Again: the single most useful training you can give an adult is how to run a meeting and how to participate in someone else’s. The world is mostly run by lawyers, MBAs, and military officers because they’re taught this as a first-class skill.
1. Decide if there actually needs to be a meeting. If the only purpose is to share information, send a brief email instead.
2. Write and circulate an agenda. If nobody cares enough to do this, the meeting doesn’t need to happen.
3. Include timings in the agenda to help you keep the meeting moving.
4. Prioritize. Things that will have high impact but take little time should be done first.
5. Put someone in charge. This doesn’t mean doing all the talking, any more than being a referee means kicking the ball the most.
6. Require politeness. No one gets to be rude and no one gets to ramble (because the purest form of politeness is respecting others’ time).
7. No technology. Insist that everyone put their phones, tablets, and laptops into politeness mode (i.e., closes them).
8. No interruptions. Participants should raise a finger or put up a sticky note if they want to speak, and the chair should handle sequencing.

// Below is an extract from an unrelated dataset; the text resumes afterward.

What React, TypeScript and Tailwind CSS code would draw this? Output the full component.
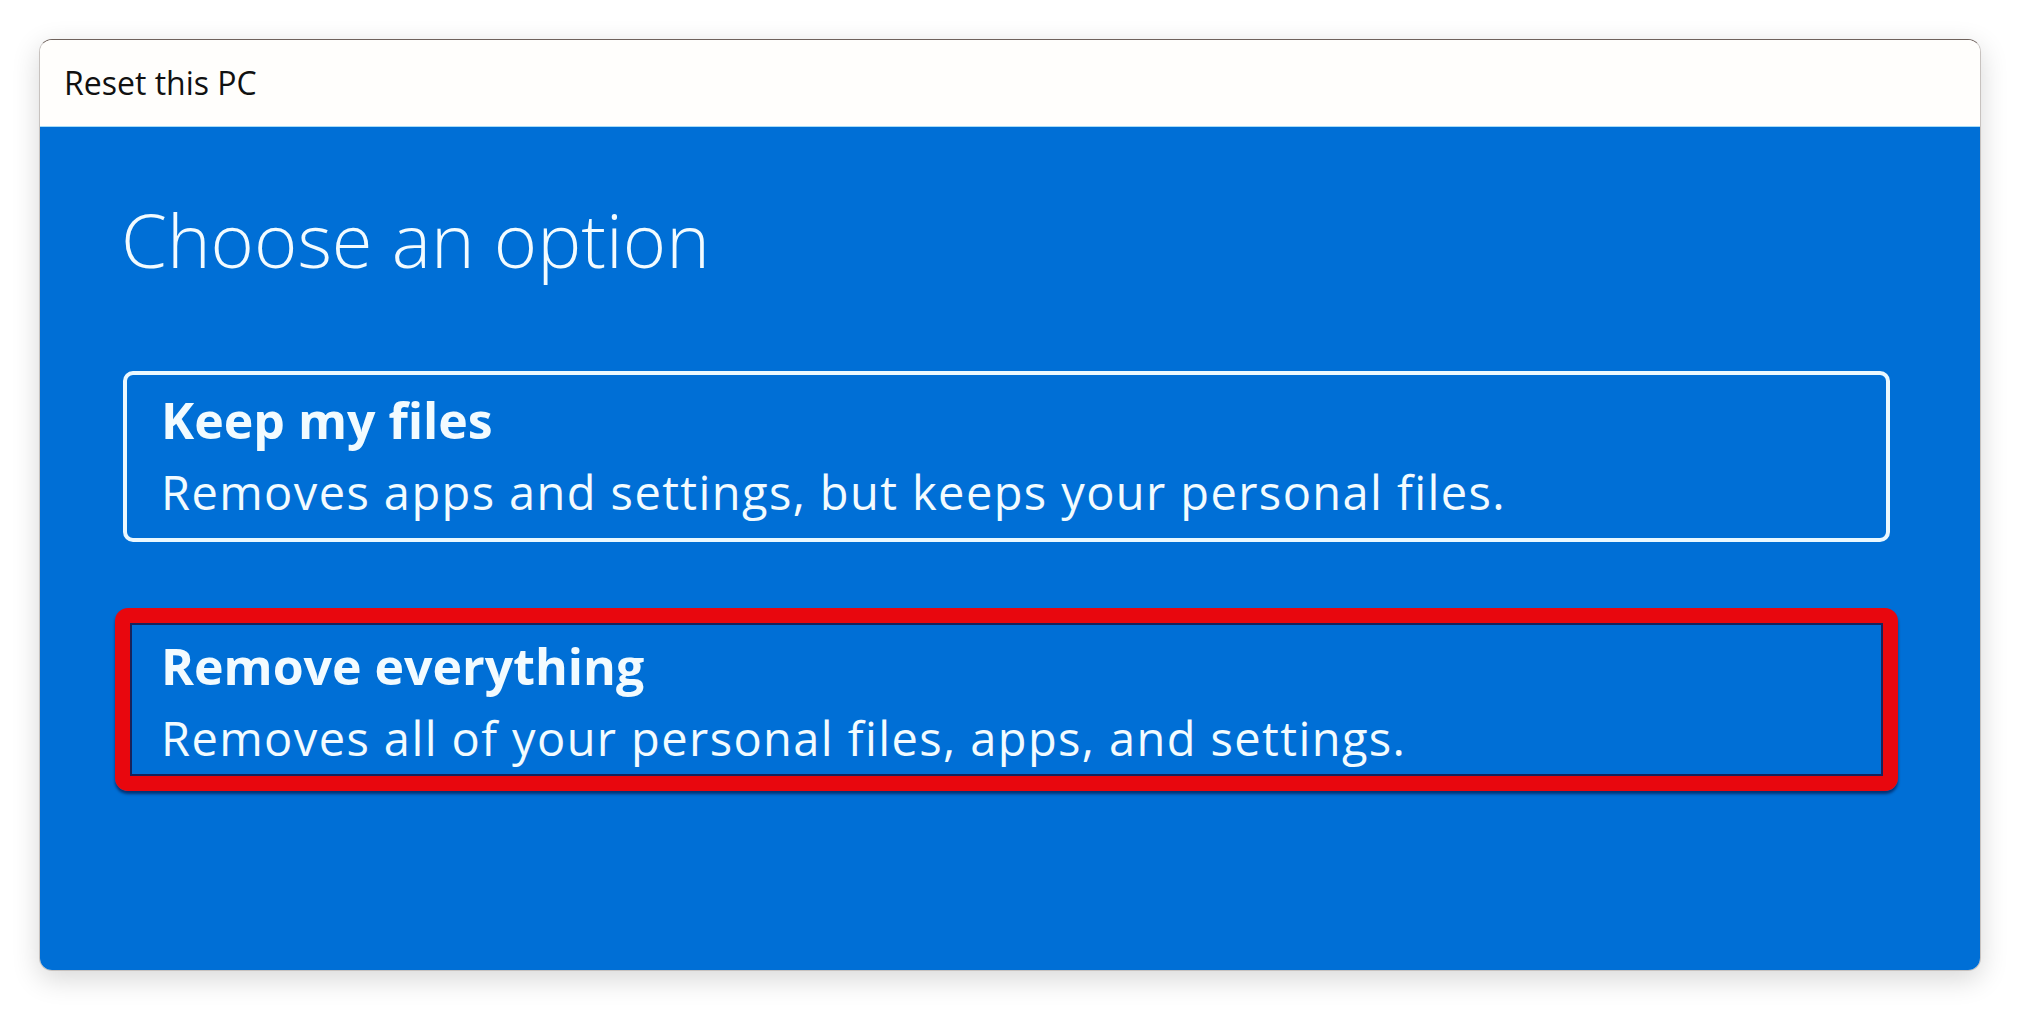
export default function App() {
  return (
    <div className="w-full h-[1010px] bg-white p-[39px] flex" style={{ fontFamily: '"Open Sans", "Noto Sans", sans-serif' }}>
      {/* Window */}
      <div className="flex-1 flex flex-col rounded-[13px] overflow-hidden border border-[#8f8680]/50 border-t-[#6f625c] shadow-[0_8px_28px_rgba(0,0,0,0.16)]">
        {/* Title bar */}
        <div className="h-[86px] flex items-center pl-[24px] bg-[#fffefc] shrink-0">
          <span className="text-[32px] text-[#111]">Reset this PC</span>
        </div>

        {/* Content */}
        <div className="flex-1 bg-[#006fd6] border-t border-[#a6dcf7] pt-[76px] pl-[83px] pr-[90px] text-[#f2fbff]">
          <h1 className="text-[74px] leading-none font-light -ml-[2px]">Choose an option</h1>

          <div className="mt-[94px] flex flex-col gap-[66px]">
            {/* Option 1 */}
            <div className="border-[4px] border-[#eaf8ff] rounded-[10px] pl-[34px] pt-[16px] pb-[17px]">
              <div className="text-[50px] leading-[58px] font-bold">Keep my files</div>
              <div className="mt-[14px] text-[47px] leading-[58px] tracking-[1.4px]">
                Removes apps and settings, but keeps your personal files.
              </div>
            </div>

            {/* Option 2, highlighted */}
            <div className="-mx-[8px] border-[15px] border-[#e8070e] rounded-[13px] pl-[31px] pt-[14px] pb-[9px] shadow-[inset_0_0_0_2px_#16235c,0_3px_3px_rgba(0,0,40,0.55)]">
              <div className="text-[50px] leading-[58px] font-bold">Remove everything</div>
              <div className="mt-[14px] text-[47px] leading-[58px] tracking-[1.4px]">
                Removes all of your personal files, apps, and settings.
              </div>
            </div>
          </div>
        </div>
      </div>
    </div>
  )
}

9. Record minutes. Write down the most important pieces of information that were shared, every decision that was made, and every task that was assigned to someone.
10. Take notes. While other people are talking, participants should take notes of questions they want to ask or points they want to make. (You’ll be surprised how smart it makes you look when it’s your turn to speak.)
11. End early. If your meeting is scheduled for 10:00-11:00, you should aim to end at 10:55 to give people time to get where they need to go next.
As soon as the meeting is over, the minutes should be circulated so that people who weren’t at the meeting can keep track of what’s going on.
This also lets everyone check what was actually said or promised. More than once, I’ve looked at minutes and thought, “Wait a minute, I didn’t promise to have it ready then.”
And circulating minutes means people can be held accountable at subsequent meetings.